A utilitarian blinks. When his eyes open a split second later, he’s astounded to discover that he’s in an entirely different place. Omega stands in front of him.
“I’ve brought you here to play a game,” Omega says. “The well-being of humanity depends on your choices, so pay very close attention. You start with 100 credits.”
A screen suddenly appears with the number 100 on it. “To play the game,” Omega continues, “just think of some number of credits that you’d like to bet during the next round, and then push the blue button. You can’t bet more credits than you have remaining. Whatever number of credits you are thinking of when you push the button will be your bet for that round.”
A blue button appears.
“With each push of the blue button, there is a 99% chance that you win, in which case the credits you bet that round will increase by 10%. But there is a 1% chance that you’ll lose, in which case you forfeit all the credits you bet.”
“Let me give you an example,” Omega continues. “Suppose that you have 100 credits and bet 10 of them. If you win, which, remember, has a 99% chance of happening, your 10 credits will grow to 11 credits, so you’ll have 101 credits after that round. But if you lose, which, remember, has a 1% chance of happening, you will lose those 10 credits you bet, and so will end the round with only 90 credits.
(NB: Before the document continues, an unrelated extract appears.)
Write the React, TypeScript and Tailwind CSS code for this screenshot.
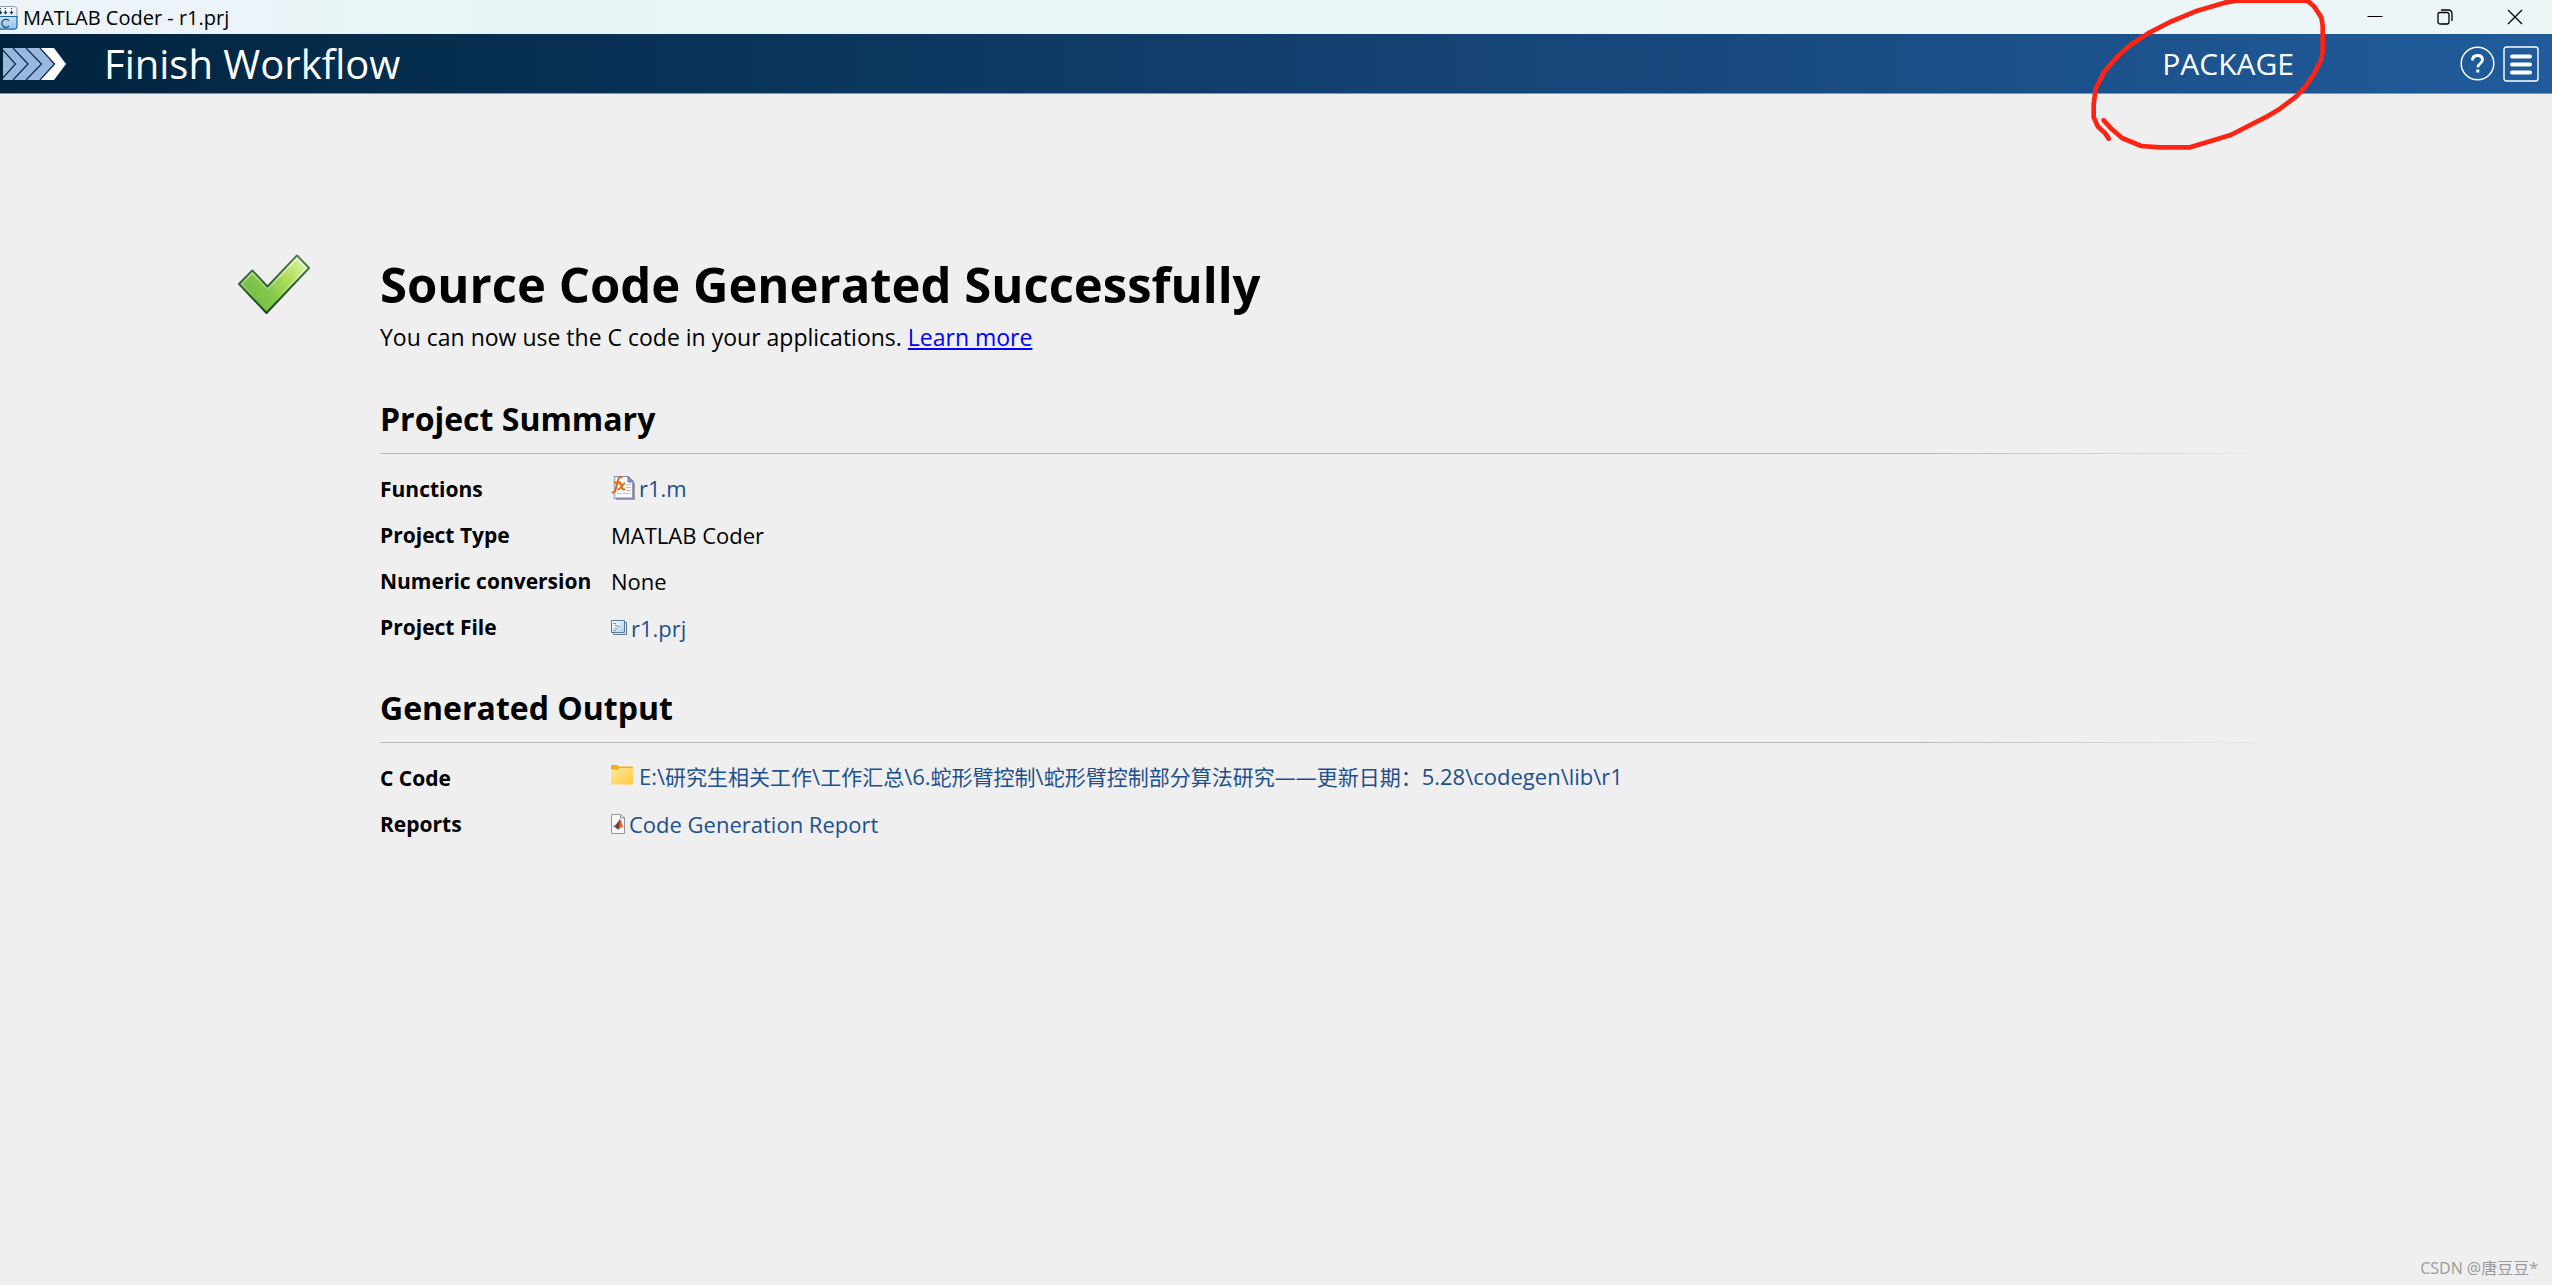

Is that clear?”
The (“maximizing”, “act”) utilitarian nods.
“Good. It’s also important to know that winning or losing in any particular round won’t affect the chance of winning or losing in any other rounds. And you can play as many rounds of the game as you like. Reality is paused while you are in this room, so if you want, you can play for a hundred years or a million years or however many rounds you choose. When you decide to stop playing, just leave the room through that door to return to your normal life. The moment you leave, I will adjust the world by adding an amount of positive utility proportional to the number of credits you have remaining. The amount of utility I will add to the world for each credit you end up with is equivalent to the utility of 1000 of the happiest lives humans have ever lived. That means there is a lot of utility on the line here, so don’t F this up.”
Omega disappears. The utilitarian thinks about the game for a while and performs some calculations.
“If I bet C credits on my first play, then the average number of credits I will get back from my first play is:
Average I get back after one play = 0.99 [chance of winning] * 1.10 [reward if I win] * C [amount I bet]+ 0.01 [chance of losing] * 0 [penalty if I lose] * C [ amount I bet] = 1.089 C ≈ C + 0.09 C
So that means that each time I play, the number of credits I get back is whatever I bet, increased by about 9% on average. So I maximize the average number of credits I end up with by betting all of them in my first play! If I bet 100 credits, then on average I’ll end up with 108.9, whereas if I bet 99 credits, then on average I’ll only end up with 108.811, so it maximizes expected value to bet them all.
However, nothing changes from one round to the next, since each round is statistically independent from the last. That means that every time I play, I should bet ALL my credits. And if I do that, my credits will grow exponentially, by about 9% with each play. That’s amazing!
Wait a moment…that doesn’t feel right. Isn’t it really risky to bet all my credits each round? I risk losing all of them. But that strategy does seem to maximize the expected total utility, so it is the most ethical thing to do.
Let me double-check my reasoning. Suppose that I bet a fraction F of my credits in one round, and I start that round with C credits. That means at the end of that round, on average, I have:
average after one round = 0.99 * 1.10 * F * C + 0.01 * 0 * F * C + (1-F) * C
= (0.99 * 1.10 * F + (1-F) ) C = C + 0.089 F C
This is clearly maximized when F is as large as possible, which is F=1, so I clearly should bet all my credits on the first round to maximize the average utility! That again seems to imply I should always bet all my credits on every round, since each round is identical and independent from the others, so the decision should always be the same as in the first round.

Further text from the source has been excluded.